:: Information shown ::
━━━━━━━━━━━━━━━━━━━━━━━━━━━━━━

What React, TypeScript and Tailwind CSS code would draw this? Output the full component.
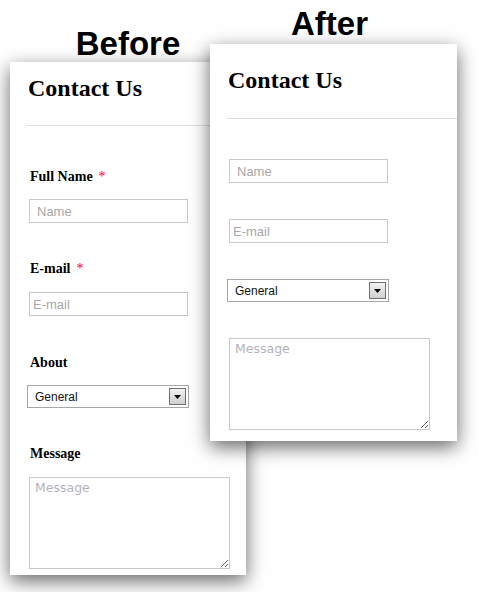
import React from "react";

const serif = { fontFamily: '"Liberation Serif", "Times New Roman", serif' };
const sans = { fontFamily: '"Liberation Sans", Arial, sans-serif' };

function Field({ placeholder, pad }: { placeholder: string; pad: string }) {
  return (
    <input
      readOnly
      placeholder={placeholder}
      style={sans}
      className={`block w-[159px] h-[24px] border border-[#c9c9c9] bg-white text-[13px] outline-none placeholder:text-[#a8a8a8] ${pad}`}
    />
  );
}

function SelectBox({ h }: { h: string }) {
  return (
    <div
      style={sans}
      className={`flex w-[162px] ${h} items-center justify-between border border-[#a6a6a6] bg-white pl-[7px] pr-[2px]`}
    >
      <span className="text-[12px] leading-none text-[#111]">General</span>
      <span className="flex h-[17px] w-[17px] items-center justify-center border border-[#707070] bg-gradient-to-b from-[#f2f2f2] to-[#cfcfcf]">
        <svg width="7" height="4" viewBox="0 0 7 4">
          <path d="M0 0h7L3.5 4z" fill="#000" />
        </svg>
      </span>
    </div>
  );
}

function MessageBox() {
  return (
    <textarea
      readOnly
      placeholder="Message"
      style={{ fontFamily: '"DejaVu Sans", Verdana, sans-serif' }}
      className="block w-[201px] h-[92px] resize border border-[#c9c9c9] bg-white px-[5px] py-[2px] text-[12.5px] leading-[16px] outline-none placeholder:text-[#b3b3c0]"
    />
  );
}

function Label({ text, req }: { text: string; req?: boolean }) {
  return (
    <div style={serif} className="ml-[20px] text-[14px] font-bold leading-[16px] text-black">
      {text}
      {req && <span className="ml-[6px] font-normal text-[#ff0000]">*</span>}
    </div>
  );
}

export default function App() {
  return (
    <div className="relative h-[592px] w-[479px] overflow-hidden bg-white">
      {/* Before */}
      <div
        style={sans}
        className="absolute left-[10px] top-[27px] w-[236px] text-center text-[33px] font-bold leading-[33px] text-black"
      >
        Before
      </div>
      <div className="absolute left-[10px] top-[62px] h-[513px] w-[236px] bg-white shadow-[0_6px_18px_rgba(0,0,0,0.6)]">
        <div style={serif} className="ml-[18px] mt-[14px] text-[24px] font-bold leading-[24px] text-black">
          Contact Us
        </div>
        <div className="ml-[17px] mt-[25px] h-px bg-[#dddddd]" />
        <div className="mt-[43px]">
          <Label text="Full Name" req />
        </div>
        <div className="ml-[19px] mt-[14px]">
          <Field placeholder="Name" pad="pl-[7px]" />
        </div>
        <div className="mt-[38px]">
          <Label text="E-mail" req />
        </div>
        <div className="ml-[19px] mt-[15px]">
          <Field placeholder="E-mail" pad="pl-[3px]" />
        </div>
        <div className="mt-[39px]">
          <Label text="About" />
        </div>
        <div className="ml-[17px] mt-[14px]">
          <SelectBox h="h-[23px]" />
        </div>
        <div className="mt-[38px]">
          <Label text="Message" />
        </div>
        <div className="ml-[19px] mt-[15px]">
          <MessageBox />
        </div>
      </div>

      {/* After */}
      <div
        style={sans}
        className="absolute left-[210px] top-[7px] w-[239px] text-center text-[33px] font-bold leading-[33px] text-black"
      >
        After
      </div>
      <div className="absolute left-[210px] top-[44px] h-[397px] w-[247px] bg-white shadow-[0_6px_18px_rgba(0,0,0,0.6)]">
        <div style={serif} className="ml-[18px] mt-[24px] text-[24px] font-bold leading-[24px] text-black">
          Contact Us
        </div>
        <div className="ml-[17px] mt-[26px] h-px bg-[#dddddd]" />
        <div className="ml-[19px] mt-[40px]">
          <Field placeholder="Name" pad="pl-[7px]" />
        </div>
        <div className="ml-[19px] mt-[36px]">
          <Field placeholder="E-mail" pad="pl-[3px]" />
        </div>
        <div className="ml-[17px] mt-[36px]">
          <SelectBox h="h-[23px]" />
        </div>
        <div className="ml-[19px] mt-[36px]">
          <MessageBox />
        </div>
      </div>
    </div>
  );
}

━━━━━━━━━━━━━━━━━━━━━━━━━━━━━━

Without the pictures, output the full listing exactly as it stands.

What React, TypeScript and Tailwind CSS code would draw this? Output the full component.
import React from "react";

const serif = { fontFamily: '"Liberation Serif", "Times New Roman", serif' };
const sans = { fontFamily: '"Liberation Sans", Arial, sans-serif' };

function Field({ placeholder, pad }: { placeholder: string; pad: string }) {
  return (
    <input
      readOnly
      placeholder={placeholder}
      style={sans}
      className={`block w-[159px] h-[24px] border border-[#c9c9c9] bg-white text-[13px] outline-none placeholder:text-[#a8a8a8] ${pad}`}
    />
  );
}

function SelectBox({ h }: { h: string }) {
  return (
    <div
      style={sans}
      className={`flex w-[162px] ${h} items-center justify-between border border-[#a6a6a6] bg-white pl-[7px] pr-[2px]`}
    >
      <span className="text-[12px] leading-none text-[#111]">General</span>
      <span className="flex h-[17px] w-[17px] items-center justify-center border border-[#707070] bg-gradient-to-b from-[#f2f2f2] to-[#cfcfcf]">
        <svg width="7" height="4" viewBox="0 0 7 4">
          <path d="M0 0h7L3.5 4z" fill="#000" />
        </svg>
      </span>
    </div>
  );
}

function MessageBox() {
  return (
    <textarea
      readOnly
      placeholder="Message"
      style={{ fontFamily: '"DejaVu Sans", Verdana, sans-serif' }}
      className="block w-[201px] h-[92px] resize border border-[#c9c9c9] bg-white px-[5px] py-[2px] text-[12.5px] leading-[16px] outline-none placeholder:text-[#b3b3c0]"
    />
  );
}

function Label({ text, req }: { text: string; req?: boolean }) {
  return (
    <div style={serif} className="ml-[20px] text-[14px] font-bold leading-[16px] text-black">
      {text}
      {req && <span className="ml-[6px] font-normal text-[#ff0000]">*</span>}
    </div>
  );
}

export default function App() {
  return (
    <div className="relative h-[592px] w-[479px] overflow-hidden bg-white">
      {/* Before */}
      <div
        style={sans}
        className="absolute left-[10px] top-[27px] w-[236px] text-center text-[33px] font-bold leading-[33px] text-black"
      >
        Before
      </div>
      <div className="absolute left-[10px] top-[62px] h-[513px] w-[236px] bg-white shadow-[0_6px_18px_rgba(0,0,0,0.6)]">
        <div style={serif} className="ml-[18px] mt-[14px] text-[24px] font-bold leading-[24px] text-black">
          Contact Us
        </div>
        <div className="ml-[17px] mt-[25px] h-px bg-[#dddddd]" />
        <div className="mt-[43px]">
          <Label text="Full Name" req />
        </div>
        <div className="ml-[19px] mt-[14px]">
          <Field placeholder="Name" pad="pl-[7px]" />
        </div>
        <div className="mt-[38px]">
          <Label text="E-mail" req />
        </div>
        <div className="ml-[19px] mt-[15px]">
          <Field placeholder="E-mail" pad="pl-[3px]" />
        </div>
        <div className="mt-[39px]">
          <Label text="About" />
        </div>
        <div className="ml-[17px] mt-[14px]">
          <SelectBox h="h-[23px]" />
        </div>
        <div className="mt-[38px]">
          <Label text="Message" />
        </div>
        <div className="ml-[19px] mt-[15px]">
          <MessageBox />
        </div>
      </div>

      {/* After */}
      <div
        style={sans}
        className="absolute left-[210px] top-[7px] w-[239px] text-center text-[33px] font-bold leading-[33px] text-black"
      >
        After
      </div>
      <div className="absolute left-[210px] top-[44px] h-[397px] w-[247px] bg-white shadow-[0_6px_18px_rgba(0,0,0,0.6)]">
        <div style={serif} className="ml-[18px] mt-[24px] text-[24px] font-bold leading-[24px] text-black">
          Contact Us
        </div>
        <div className="ml-[17px] mt-[26px] h-px bg-[#dddddd]" />
        <div className="ml-[19px] mt-[40px]">
          <Field placeholder="Name" pad="pl-[7px]" />
        </div>
        <div className="ml-[19px] mt-[36px]">
          <Field placeholder="E-mail" pad="pl-[3px]" />
        </div>
        <div className="ml-[17px] mt-[36px]">
          <SelectBox h="h-[23px]" />
        </div>
        <div className="ml-[19px] mt-[36px]">
          <MessageBox />
        </div>
      </div>
    </div>
  );
}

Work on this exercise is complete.